-- start of GIVEN RECORDS --

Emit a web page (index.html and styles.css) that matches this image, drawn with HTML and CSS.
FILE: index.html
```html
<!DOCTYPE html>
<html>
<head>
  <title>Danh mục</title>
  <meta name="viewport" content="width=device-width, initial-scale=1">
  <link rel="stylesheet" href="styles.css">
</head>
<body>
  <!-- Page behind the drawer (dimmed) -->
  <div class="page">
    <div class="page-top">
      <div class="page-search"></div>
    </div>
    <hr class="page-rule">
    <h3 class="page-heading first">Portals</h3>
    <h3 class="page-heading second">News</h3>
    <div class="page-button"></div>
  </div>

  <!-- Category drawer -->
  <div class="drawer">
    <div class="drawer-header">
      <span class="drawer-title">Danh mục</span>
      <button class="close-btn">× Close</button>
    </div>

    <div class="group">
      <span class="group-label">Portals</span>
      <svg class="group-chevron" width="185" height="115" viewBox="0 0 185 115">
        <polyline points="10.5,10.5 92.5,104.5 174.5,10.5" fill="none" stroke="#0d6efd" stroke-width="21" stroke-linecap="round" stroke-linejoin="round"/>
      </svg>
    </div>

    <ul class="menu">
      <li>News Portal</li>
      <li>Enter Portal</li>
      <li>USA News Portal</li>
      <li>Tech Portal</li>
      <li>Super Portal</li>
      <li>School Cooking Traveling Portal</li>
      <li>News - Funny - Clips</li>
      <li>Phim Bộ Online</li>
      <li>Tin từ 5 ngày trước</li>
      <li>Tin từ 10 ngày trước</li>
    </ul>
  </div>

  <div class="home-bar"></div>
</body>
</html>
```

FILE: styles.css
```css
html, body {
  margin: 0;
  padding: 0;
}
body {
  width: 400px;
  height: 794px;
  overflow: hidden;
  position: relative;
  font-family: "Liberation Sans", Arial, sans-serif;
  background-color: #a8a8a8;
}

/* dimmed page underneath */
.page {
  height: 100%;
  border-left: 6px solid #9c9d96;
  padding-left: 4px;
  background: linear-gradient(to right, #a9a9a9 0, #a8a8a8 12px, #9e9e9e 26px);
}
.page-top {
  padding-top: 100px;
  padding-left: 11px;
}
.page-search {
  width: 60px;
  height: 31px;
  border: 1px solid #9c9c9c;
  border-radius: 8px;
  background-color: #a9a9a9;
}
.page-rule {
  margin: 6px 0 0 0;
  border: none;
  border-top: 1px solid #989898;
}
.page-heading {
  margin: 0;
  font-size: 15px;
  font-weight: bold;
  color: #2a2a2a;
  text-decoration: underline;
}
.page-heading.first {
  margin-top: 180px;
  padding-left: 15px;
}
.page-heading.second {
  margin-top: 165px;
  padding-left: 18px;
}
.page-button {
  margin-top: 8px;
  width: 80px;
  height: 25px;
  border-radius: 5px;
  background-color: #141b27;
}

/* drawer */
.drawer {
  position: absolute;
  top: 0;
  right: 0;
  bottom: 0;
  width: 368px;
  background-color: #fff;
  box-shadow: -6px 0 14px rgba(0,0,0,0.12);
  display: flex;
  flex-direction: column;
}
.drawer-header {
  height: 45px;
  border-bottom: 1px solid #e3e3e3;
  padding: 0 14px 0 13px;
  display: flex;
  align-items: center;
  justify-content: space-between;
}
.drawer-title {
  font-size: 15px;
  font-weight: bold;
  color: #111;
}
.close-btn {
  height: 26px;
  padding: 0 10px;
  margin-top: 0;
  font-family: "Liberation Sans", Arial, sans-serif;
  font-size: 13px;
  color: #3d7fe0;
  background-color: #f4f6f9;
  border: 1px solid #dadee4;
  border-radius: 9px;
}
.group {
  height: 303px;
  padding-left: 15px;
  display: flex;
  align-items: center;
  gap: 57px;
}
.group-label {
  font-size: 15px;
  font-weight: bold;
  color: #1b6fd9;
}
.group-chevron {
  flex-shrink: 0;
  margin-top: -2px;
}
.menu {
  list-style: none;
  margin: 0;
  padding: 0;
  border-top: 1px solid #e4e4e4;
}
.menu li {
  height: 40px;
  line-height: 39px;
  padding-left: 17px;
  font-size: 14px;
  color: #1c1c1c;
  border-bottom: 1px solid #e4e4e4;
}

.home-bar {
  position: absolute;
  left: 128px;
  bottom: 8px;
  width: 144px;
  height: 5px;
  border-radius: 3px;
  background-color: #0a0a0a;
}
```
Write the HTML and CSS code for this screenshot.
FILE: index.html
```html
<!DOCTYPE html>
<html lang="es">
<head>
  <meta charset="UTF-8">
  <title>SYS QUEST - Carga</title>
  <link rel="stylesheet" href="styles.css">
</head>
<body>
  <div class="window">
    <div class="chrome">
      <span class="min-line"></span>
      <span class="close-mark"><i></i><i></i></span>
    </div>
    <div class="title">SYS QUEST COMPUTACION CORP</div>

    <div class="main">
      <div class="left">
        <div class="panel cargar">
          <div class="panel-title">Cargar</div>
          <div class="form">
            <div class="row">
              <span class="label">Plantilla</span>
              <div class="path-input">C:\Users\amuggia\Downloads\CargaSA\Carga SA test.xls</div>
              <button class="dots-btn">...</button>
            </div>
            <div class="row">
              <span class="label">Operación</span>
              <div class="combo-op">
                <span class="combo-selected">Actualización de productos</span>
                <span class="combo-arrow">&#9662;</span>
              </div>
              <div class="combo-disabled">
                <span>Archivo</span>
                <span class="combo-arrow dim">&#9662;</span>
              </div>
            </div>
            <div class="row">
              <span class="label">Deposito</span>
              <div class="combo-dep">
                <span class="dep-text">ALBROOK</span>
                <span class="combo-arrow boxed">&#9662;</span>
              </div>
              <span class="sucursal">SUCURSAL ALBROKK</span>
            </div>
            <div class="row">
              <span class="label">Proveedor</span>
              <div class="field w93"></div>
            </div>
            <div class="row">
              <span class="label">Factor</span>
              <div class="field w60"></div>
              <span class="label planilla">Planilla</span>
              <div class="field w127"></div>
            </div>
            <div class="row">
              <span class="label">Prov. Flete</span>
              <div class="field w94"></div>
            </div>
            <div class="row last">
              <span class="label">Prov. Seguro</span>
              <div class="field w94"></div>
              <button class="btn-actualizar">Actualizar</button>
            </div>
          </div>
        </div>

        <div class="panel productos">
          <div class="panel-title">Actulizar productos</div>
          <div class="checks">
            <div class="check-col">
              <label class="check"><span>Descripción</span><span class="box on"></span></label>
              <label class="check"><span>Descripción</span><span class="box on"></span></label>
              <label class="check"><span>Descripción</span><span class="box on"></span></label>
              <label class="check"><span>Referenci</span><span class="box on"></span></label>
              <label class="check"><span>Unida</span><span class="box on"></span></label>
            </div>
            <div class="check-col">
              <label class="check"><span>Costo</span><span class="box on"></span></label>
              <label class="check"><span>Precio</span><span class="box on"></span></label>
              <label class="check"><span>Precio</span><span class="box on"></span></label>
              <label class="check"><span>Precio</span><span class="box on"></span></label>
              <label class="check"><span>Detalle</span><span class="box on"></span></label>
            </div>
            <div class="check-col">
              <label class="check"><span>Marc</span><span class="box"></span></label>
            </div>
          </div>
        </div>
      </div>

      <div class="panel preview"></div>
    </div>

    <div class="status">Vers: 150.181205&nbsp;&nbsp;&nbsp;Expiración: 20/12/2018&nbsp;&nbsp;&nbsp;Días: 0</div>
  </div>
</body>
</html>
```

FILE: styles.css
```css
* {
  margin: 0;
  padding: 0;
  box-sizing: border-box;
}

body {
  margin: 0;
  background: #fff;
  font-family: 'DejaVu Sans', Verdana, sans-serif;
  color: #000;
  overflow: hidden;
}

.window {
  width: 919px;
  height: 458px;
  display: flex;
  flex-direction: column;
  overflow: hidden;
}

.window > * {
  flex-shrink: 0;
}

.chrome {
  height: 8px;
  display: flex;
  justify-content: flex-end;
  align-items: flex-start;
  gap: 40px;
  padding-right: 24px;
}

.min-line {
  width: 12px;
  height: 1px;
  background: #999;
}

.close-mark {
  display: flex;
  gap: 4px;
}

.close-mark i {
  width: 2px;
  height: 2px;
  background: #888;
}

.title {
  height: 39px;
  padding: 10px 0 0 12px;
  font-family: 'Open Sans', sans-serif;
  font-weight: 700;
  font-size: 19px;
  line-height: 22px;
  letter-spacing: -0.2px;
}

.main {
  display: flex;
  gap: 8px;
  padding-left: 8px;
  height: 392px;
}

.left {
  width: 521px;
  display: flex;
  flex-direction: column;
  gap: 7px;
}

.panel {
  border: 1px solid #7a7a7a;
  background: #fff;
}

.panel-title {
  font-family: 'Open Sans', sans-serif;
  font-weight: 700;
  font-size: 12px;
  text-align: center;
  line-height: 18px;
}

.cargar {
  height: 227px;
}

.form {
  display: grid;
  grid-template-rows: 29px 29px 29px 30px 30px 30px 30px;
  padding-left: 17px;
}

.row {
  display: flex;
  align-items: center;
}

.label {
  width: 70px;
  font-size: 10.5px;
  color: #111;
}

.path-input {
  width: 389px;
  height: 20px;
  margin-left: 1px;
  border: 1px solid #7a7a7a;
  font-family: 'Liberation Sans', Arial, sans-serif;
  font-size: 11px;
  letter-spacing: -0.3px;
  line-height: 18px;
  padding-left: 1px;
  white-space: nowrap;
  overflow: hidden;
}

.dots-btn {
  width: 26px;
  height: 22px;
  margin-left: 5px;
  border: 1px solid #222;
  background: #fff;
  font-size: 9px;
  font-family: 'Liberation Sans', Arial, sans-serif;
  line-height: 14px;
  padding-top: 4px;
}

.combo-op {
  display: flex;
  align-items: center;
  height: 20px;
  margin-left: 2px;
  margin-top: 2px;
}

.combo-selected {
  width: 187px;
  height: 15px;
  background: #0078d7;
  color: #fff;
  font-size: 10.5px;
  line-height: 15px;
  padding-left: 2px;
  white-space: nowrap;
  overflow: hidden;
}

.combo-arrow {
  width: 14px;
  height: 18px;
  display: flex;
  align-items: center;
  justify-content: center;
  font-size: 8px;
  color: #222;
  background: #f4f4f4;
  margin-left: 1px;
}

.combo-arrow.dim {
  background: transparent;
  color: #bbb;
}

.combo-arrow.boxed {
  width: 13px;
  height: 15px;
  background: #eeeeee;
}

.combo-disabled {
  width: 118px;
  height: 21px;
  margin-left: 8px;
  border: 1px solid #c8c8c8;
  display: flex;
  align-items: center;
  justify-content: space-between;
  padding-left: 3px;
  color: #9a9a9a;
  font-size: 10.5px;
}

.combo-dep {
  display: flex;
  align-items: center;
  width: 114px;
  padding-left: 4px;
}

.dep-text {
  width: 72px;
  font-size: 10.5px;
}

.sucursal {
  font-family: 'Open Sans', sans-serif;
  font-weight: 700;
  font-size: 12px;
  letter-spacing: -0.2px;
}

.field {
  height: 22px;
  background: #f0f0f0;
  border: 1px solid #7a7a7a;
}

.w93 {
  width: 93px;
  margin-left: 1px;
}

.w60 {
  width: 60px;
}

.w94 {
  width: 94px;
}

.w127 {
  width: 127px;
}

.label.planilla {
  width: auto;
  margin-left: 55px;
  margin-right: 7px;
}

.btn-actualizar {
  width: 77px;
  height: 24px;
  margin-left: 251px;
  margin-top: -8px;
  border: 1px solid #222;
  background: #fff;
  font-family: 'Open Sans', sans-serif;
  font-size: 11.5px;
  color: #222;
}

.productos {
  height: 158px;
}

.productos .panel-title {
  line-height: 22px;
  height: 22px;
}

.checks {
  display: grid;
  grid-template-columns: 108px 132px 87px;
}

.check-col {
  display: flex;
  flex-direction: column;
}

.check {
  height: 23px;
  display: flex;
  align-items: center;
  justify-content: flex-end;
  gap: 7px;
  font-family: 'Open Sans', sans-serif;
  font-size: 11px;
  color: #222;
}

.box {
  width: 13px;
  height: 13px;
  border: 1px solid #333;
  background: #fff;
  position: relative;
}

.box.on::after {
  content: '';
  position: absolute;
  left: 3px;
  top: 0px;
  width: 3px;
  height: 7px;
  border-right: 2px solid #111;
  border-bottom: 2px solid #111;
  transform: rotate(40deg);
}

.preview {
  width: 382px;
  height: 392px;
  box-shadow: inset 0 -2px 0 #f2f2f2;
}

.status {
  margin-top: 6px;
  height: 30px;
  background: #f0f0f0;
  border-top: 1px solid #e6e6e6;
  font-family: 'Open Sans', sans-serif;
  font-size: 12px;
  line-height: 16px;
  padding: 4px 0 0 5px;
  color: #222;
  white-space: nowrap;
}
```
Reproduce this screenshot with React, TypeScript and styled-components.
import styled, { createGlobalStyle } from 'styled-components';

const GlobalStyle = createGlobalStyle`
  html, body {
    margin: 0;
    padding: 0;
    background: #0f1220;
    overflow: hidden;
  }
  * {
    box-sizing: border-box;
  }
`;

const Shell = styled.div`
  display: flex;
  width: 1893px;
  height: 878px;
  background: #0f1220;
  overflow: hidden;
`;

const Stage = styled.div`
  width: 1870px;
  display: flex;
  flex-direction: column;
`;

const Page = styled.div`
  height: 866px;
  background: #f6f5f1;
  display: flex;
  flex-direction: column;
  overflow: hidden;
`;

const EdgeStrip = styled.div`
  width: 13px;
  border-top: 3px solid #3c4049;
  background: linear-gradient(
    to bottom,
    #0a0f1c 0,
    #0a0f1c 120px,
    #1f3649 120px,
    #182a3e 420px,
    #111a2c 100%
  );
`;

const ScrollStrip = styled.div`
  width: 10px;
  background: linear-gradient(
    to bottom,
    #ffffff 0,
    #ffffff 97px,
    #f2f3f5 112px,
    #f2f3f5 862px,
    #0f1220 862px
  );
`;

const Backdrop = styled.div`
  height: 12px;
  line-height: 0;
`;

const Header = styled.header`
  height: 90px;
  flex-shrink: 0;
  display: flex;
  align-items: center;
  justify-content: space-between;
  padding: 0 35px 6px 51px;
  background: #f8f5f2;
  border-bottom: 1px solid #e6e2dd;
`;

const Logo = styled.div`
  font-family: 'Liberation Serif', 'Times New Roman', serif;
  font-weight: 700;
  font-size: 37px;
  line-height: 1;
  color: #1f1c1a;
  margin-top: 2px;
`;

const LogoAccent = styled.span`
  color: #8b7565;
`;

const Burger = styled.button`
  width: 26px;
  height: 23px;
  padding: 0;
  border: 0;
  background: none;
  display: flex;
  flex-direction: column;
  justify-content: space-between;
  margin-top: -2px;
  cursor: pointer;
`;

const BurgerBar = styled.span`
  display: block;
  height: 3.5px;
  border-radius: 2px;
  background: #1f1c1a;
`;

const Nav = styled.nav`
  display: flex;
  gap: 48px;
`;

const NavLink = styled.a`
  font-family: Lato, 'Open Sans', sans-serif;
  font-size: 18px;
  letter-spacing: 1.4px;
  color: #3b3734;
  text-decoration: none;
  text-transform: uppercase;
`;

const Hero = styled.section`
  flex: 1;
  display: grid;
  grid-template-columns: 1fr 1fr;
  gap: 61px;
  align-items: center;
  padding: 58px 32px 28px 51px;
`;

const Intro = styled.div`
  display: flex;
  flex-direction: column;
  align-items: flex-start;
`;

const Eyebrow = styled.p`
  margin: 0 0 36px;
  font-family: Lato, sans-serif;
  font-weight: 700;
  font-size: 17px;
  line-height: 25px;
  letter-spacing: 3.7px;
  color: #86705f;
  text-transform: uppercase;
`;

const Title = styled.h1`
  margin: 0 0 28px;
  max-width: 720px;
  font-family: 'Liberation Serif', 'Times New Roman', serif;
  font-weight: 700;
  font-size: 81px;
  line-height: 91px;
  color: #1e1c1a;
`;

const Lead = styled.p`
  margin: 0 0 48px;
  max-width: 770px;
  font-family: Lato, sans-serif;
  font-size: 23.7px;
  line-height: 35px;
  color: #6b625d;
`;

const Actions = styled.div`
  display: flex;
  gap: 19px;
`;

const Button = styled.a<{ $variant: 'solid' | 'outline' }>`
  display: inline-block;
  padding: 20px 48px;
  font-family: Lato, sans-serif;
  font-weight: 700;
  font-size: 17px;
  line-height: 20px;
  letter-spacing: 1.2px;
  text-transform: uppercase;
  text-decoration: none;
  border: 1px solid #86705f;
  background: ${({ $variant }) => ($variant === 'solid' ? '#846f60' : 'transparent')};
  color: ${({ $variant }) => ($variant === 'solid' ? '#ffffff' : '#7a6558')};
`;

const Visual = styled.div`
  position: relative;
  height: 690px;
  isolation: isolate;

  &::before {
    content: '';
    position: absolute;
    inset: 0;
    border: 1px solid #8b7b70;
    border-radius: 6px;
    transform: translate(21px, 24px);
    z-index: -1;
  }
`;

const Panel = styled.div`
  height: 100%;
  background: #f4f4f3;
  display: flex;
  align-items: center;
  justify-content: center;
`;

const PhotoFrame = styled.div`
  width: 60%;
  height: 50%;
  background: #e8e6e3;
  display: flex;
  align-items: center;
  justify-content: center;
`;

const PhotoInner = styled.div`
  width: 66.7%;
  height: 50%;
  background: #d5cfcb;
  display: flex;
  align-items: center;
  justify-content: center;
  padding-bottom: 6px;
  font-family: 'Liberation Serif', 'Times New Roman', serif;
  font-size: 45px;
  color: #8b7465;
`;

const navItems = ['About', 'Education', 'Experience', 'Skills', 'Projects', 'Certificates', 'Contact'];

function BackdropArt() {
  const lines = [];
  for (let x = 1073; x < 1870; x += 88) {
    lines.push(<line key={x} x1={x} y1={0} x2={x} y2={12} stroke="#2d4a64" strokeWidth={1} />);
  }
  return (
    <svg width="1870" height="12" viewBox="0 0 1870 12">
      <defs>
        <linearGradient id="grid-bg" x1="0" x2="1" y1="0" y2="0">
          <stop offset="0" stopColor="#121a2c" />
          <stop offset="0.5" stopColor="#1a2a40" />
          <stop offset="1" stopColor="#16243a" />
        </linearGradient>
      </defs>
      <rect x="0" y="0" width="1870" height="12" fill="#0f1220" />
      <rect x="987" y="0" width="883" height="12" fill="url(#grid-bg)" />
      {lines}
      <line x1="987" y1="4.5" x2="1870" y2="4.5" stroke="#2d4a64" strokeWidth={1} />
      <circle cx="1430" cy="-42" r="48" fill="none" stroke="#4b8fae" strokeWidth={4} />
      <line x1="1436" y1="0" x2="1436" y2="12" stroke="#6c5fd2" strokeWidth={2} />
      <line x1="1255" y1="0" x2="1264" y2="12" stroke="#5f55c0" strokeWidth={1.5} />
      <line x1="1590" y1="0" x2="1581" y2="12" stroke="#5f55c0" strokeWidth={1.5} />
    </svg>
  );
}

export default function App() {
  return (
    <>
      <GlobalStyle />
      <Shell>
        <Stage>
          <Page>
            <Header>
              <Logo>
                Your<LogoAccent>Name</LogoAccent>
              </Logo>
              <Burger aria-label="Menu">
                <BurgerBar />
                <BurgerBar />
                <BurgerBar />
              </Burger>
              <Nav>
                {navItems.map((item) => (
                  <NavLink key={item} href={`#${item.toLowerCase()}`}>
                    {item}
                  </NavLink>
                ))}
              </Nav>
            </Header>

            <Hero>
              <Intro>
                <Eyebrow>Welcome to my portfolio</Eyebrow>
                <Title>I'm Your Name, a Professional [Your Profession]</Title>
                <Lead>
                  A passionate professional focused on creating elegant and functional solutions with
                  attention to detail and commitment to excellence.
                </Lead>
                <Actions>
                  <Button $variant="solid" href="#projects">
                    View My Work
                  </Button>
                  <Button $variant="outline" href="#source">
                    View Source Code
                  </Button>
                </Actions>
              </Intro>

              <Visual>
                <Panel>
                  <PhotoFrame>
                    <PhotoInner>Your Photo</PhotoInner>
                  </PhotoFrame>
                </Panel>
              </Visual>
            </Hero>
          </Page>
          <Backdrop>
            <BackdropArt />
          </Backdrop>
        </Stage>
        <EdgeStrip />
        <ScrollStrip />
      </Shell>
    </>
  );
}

-- end of GIVEN RECORDS --

EXERCISE DETAILS —
Reproduce every line of the listing above in which the string "index" appears.

PROBLEM SOLUTION —
Emit a web page (index.html and styles.css) that matches this image, drawn with HTML and CSS.
FILE: index.html
FILE: index.html
    z-index: -1;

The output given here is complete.